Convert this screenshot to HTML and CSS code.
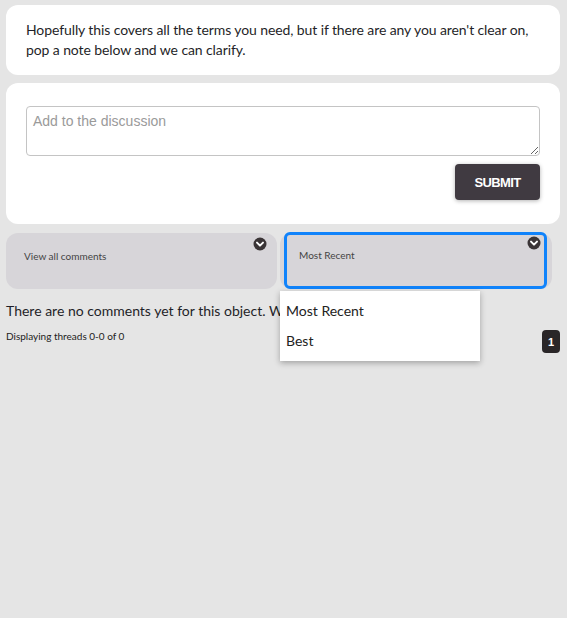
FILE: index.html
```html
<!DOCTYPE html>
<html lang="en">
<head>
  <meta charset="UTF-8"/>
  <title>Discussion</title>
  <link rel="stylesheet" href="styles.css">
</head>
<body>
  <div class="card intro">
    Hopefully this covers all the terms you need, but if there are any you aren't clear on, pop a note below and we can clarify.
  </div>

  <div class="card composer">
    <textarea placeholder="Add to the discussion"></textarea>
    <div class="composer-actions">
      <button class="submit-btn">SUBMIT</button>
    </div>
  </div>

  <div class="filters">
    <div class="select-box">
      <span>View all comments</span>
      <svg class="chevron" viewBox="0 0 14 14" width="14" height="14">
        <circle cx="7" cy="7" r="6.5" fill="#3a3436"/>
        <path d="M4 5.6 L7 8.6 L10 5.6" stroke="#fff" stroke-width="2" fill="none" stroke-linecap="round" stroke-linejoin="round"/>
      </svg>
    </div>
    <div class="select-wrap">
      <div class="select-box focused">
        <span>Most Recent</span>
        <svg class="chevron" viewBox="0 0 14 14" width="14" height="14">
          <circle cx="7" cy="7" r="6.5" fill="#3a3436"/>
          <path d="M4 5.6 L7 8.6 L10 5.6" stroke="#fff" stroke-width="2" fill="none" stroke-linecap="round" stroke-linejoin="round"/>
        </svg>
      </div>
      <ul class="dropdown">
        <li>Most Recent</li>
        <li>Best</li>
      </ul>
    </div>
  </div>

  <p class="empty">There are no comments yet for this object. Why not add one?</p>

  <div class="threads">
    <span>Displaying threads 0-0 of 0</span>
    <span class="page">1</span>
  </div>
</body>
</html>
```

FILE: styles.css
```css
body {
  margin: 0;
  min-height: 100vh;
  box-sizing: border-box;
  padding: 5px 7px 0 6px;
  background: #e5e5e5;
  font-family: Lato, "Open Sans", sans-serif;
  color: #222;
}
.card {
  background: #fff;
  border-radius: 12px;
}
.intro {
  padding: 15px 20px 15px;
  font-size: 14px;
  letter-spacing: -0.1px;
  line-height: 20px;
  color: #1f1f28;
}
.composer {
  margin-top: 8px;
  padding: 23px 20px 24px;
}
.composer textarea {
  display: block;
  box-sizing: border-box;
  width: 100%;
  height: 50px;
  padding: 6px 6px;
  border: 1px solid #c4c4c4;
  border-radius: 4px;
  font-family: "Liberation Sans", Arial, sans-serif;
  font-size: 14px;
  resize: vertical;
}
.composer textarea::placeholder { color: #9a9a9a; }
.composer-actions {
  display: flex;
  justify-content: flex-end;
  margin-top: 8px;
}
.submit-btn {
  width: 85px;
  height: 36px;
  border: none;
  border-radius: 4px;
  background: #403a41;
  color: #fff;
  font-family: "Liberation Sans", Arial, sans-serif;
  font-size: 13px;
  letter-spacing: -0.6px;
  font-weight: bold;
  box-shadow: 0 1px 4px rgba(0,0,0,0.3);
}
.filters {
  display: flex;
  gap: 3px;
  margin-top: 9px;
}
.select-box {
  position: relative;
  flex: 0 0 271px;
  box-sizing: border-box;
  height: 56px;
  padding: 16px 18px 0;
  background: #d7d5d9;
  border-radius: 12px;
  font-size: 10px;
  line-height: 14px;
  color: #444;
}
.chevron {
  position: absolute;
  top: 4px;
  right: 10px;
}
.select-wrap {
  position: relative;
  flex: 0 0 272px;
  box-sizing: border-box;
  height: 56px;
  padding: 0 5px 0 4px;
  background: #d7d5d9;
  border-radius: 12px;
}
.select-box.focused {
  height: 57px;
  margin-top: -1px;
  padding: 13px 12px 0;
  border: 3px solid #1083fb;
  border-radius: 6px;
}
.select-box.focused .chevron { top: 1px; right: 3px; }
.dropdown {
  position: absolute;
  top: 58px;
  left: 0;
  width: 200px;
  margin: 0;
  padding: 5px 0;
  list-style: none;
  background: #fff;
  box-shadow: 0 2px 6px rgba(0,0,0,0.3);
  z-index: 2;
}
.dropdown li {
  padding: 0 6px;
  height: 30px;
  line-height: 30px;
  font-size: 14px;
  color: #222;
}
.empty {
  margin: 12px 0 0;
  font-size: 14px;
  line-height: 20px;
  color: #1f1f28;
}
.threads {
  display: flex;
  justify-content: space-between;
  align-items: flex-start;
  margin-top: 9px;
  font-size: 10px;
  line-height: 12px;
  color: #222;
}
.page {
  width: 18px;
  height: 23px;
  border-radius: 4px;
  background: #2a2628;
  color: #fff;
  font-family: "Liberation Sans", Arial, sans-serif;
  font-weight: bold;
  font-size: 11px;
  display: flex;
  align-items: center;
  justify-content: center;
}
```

====

Output each line exactly; omit every picture.

Convert this screenshot to HTML and CSS code.
FILE: index.html
```html
<!DOCTYPE html>
<html lang="en">
<head>
  <meta charset="UTF-8"/>
  <title>Discussion</title>
  <link rel="stylesheet" href="styles.css">
</head>
<body>
  <div class="card intro">
    Hopefully this covers all the terms you need, but if there are any you aren't clear on, pop a note below and we can clarify.
  </div>

  <div class="card composer">
    <textarea placeholder="Add to the discussion"></textarea>
    <div class="composer-actions">
      <button class="submit-btn">SUBMIT</button>
    </div>
  </div>

  <div class="filters">
    <div class="select-box">
      <span>View all comments</span>
      <svg class="chevron" viewBox="0 0 14 14" width="14" height="14">
        <circle cx="7" cy="7" r="6.5" fill="#3a3436"/>
        <path d="M4 5.6 L7 8.6 L10 5.6" stroke="#fff" stroke-width="2" fill="none" stroke-linecap="round" stroke-linejoin="round"/>
      </svg>
    </div>
    <div class="select-wrap">
      <div class="select-box focused">
        <span>Most Recent</span>
        <svg class="chevron" viewBox="0 0 14 14" width="14" height="14">
          <circle cx="7" cy="7" r="6.5" fill="#3a3436"/>
          <path d="M4 5.6 L7 8.6 L10 5.6" stroke="#fff" stroke-width="2" fill="none" stroke-linecap="round" stroke-linejoin="round"/>
        </svg>
      </div>
      <ul class="dropdown">
        <li>Most Recent</li>
        <li>Best</li>
      </ul>
    </div>
  </div>

  <p class="empty">There are no comments yet for this object. Why not add one?</p>

  <div class="threads">
    <span>Displaying threads 0-0 of 0</span>
    <span class="page">1</span>
  </div>
</body>
</html>
```

FILE: styles.css
```css
body {
  margin: 0;
  min-height: 100vh;
  box-sizing: border-box;
  padding: 5px 7px 0 6px;
  background: #e5e5e5;
  font-family: Lato, "Open Sans", sans-serif;
  color: #222;
}
.card {
  background: #fff;
  border-radius: 12px;
}
.intro {
  padding: 15px 20px 15px;
  font-size: 14px;
  letter-spacing: -0.1px;
  line-height: 20px;
  color: #1f1f28;
}
.composer {
  margin-top: 8px;
  padding: 23px 20px 24px;
}
.composer textarea {
  display: block;
  box-sizing: border-box;
  width: 100%;
  height: 50px;
  padding: 6px 6px;
  border: 1px solid #c4c4c4;
  border-radius: 4px;
  font-family: "Liberation Sans", Arial, sans-serif;
  font-size: 14px;
  resize: vertical;
}
.composer textarea::placeholder { color: #9a9a9a; }
.composer-actions {
  display: flex;
  justify-content: flex-end;
  margin-top: 8px;
}
.submit-btn {
  width: 85px;
  height: 36px;
  border: none;
  border-radius: 4px;
  background: #403a41;
  color: #fff;
  font-family: "Liberation Sans", Arial, sans-serif;
  font-size: 13px;
  letter-spacing: -0.6px;
  font-weight: bold;
  box-shadow: 0 1px 4px rgba(0,0,0,0.3);
}
.filters {
  display: flex;
  gap: 3px;
  margin-top: 9px;
}
.select-box {
  position: relative;
  flex: 0 0 271px;
  box-sizing: border-box;
  height: 56px;
  padding: 16px 18px 0;
  background: #d7d5d9;
  border-radius: 12px;
  font-size: 10px;
  line-height: 14px;
  color: #444;
}
.chevron {
  position: absolute;
  top: 4px;
  right: 10px;
}
.select-wrap {
  position: relative;
  flex: 0 0 272px;
  box-sizing: border-box;
  height: 56px;
  padding: 0 5px 0 4px;
  background: #d7d5d9;
  border-radius: 12px;
}
.select-box.focused {
  height: 57px;
  margin-top: -1px;
  padding: 13px 12px 0;
  border: 3px solid #1083fb;
  border-radius: 6px;
}
.select-box.focused .chevron { top: 1px; right: 3px; }
.dropdown {
  position: absolute;
  top: 58px;
  left: 0;
  width: 200px;
  margin: 0;
  padding: 5px 0;
  list-style: none;
  background: #fff;
  box-shadow: 0 2px 6px rgba(0,0,0,0.3);
  z-index: 2;
}
.dropdown li {
  padding: 0 6px;
  height: 30px;
  line-height: 30px;
  font-size: 14px;
  color: #222;
}
.empty {
  margin: 12px 0 0;
  font-size: 14px;
  line-height: 20px;
  color: #1f1f28;
}
.threads {
  display: flex;
  justify-content: space-between;
  align-items: flex-start;
  margin-top: 9px;
  font-size: 10px;
  line-height: 12px;
  color: #222;
}
.page {
  width: 18px;
  height: 23px;
  border-radius: 4px;
  background: #2a2628;
  color: #fff;
  font-family: "Liberation Sans", Arial, sans-serif;
  font-weight: bold;
  font-size: 11px;
  display: flex;
  align-items: center;
  justify-content: center;
}
```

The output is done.